# What the task requires
Filter the records for lines holding the string "this".

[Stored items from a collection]
>> start

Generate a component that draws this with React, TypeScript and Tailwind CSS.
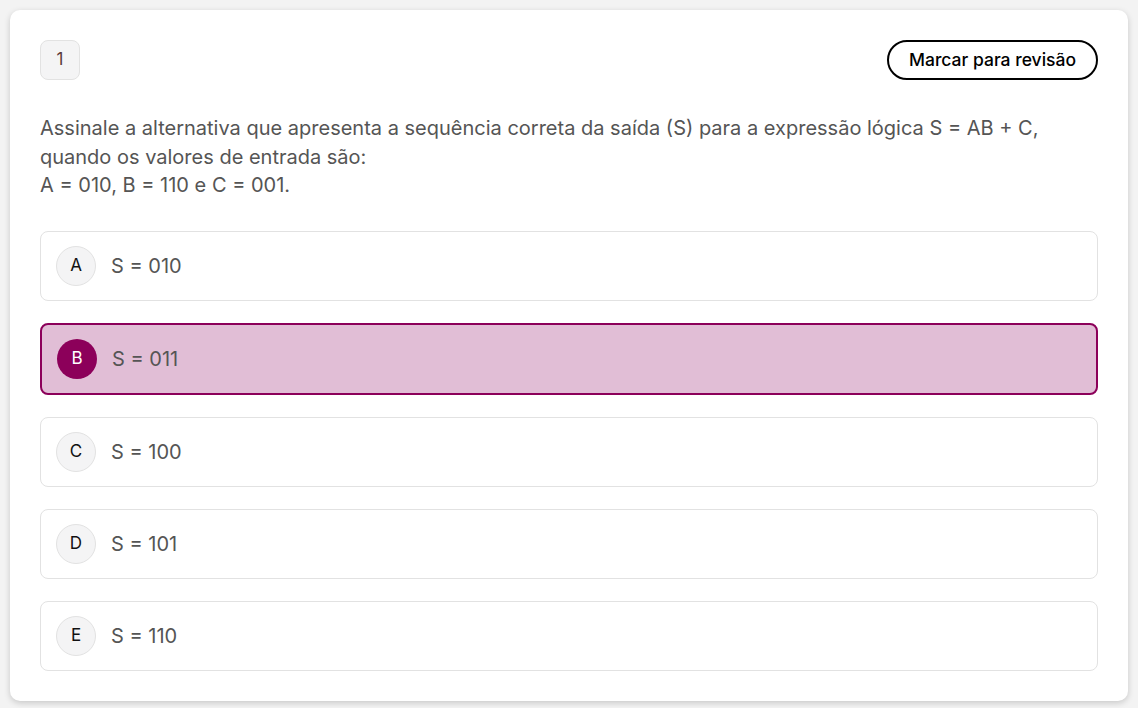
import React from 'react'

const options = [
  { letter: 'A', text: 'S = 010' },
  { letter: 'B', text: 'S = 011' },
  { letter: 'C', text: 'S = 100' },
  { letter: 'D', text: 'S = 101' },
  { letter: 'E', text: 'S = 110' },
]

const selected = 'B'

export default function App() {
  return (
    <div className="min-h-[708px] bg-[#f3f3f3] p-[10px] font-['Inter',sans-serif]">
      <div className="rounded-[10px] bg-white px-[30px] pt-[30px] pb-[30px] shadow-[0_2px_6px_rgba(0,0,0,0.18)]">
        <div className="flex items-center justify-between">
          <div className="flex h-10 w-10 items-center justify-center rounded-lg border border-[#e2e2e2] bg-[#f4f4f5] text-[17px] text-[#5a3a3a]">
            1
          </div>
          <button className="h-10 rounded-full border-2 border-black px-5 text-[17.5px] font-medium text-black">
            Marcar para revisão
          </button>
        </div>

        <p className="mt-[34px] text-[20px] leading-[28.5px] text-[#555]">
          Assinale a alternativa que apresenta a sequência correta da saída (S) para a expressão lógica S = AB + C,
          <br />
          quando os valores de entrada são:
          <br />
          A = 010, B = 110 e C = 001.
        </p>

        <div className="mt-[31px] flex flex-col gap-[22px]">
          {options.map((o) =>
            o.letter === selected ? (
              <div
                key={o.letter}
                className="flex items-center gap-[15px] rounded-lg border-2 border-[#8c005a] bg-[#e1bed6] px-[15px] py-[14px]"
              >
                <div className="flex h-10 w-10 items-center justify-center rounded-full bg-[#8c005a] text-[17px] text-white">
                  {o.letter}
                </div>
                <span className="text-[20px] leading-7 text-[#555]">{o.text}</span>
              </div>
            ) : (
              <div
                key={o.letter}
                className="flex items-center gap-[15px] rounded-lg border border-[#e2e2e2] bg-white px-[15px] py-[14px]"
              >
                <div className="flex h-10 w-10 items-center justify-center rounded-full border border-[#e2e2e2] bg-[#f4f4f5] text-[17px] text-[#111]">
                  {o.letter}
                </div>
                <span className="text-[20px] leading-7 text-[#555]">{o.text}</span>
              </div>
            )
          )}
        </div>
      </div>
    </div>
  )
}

>> end
>> start

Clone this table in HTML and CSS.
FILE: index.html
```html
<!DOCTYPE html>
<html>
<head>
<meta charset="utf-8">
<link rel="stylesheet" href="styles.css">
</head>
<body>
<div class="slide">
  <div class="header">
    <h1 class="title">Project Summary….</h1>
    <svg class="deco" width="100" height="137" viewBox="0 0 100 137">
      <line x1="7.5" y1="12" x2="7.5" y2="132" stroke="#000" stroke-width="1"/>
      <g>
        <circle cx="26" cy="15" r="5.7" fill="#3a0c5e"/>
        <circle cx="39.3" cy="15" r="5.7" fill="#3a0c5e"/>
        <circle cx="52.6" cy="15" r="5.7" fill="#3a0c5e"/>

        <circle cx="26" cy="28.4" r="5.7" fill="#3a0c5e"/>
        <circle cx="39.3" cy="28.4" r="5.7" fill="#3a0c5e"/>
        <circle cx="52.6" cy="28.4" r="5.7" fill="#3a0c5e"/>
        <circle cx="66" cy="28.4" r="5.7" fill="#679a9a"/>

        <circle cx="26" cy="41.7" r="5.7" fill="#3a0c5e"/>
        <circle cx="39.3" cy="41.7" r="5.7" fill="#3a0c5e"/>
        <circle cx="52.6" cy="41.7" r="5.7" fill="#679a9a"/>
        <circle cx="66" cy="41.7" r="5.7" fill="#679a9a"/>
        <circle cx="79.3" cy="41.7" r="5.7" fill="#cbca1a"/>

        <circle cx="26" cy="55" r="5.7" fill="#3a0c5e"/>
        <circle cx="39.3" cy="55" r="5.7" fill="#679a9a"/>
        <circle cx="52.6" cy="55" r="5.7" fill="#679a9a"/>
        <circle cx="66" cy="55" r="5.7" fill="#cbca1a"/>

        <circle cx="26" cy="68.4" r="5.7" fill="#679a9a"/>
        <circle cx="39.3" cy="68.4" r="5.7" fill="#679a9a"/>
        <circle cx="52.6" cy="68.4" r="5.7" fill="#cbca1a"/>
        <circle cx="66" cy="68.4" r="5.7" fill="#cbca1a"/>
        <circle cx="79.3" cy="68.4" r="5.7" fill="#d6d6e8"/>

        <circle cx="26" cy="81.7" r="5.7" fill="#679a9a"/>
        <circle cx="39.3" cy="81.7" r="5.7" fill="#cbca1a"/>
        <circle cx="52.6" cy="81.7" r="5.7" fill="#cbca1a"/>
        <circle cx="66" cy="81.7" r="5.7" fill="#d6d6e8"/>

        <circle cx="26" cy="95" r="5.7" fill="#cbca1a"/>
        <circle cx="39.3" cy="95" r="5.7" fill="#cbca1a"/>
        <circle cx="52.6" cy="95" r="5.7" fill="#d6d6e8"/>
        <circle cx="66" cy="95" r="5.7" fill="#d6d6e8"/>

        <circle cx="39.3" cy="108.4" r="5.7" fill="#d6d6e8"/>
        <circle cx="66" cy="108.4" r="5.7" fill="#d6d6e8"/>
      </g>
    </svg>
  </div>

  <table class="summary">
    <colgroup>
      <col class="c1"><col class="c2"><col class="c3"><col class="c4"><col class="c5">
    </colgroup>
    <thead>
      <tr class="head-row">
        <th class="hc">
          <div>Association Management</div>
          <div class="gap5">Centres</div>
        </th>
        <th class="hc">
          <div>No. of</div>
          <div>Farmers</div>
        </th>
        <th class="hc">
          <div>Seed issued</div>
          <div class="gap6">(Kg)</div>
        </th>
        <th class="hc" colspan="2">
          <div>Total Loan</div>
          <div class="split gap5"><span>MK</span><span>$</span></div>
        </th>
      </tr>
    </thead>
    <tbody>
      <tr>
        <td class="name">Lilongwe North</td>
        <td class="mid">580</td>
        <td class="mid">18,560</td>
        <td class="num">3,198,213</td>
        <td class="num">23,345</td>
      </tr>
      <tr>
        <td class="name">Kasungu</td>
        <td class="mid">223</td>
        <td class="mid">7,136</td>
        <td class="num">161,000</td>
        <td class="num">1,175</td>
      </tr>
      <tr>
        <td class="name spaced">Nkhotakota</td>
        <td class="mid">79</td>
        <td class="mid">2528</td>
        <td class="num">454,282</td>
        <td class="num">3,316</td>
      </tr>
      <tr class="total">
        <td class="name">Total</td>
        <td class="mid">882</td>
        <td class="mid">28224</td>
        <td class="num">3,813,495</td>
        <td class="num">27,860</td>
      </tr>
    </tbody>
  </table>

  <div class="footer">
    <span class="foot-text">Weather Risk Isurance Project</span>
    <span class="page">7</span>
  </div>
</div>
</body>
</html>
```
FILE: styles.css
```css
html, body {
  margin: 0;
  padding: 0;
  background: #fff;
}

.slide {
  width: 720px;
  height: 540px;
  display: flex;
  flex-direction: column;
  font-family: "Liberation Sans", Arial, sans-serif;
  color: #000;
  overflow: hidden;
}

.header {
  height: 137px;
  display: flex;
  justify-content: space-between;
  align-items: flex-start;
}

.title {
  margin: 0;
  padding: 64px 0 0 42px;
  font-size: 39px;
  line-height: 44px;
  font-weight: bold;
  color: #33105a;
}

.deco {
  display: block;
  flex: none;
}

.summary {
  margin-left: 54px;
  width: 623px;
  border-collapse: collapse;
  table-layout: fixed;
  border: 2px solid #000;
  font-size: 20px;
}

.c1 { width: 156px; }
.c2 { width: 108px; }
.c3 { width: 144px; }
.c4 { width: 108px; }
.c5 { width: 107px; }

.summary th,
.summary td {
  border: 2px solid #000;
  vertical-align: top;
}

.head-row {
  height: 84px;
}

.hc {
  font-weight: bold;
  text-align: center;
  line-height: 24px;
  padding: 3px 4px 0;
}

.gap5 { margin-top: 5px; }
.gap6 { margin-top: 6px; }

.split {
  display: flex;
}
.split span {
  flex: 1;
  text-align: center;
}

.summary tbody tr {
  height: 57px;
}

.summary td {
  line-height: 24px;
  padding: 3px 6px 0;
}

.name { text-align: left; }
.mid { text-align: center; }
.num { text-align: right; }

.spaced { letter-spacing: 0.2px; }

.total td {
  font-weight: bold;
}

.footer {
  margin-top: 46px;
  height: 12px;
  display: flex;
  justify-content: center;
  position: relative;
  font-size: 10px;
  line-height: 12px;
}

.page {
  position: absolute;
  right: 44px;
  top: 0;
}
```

>> end

# Task answer
Generate a component that draws this with React, TypeScript and Tailwind CSS.
Clone this table in HTML and CSS.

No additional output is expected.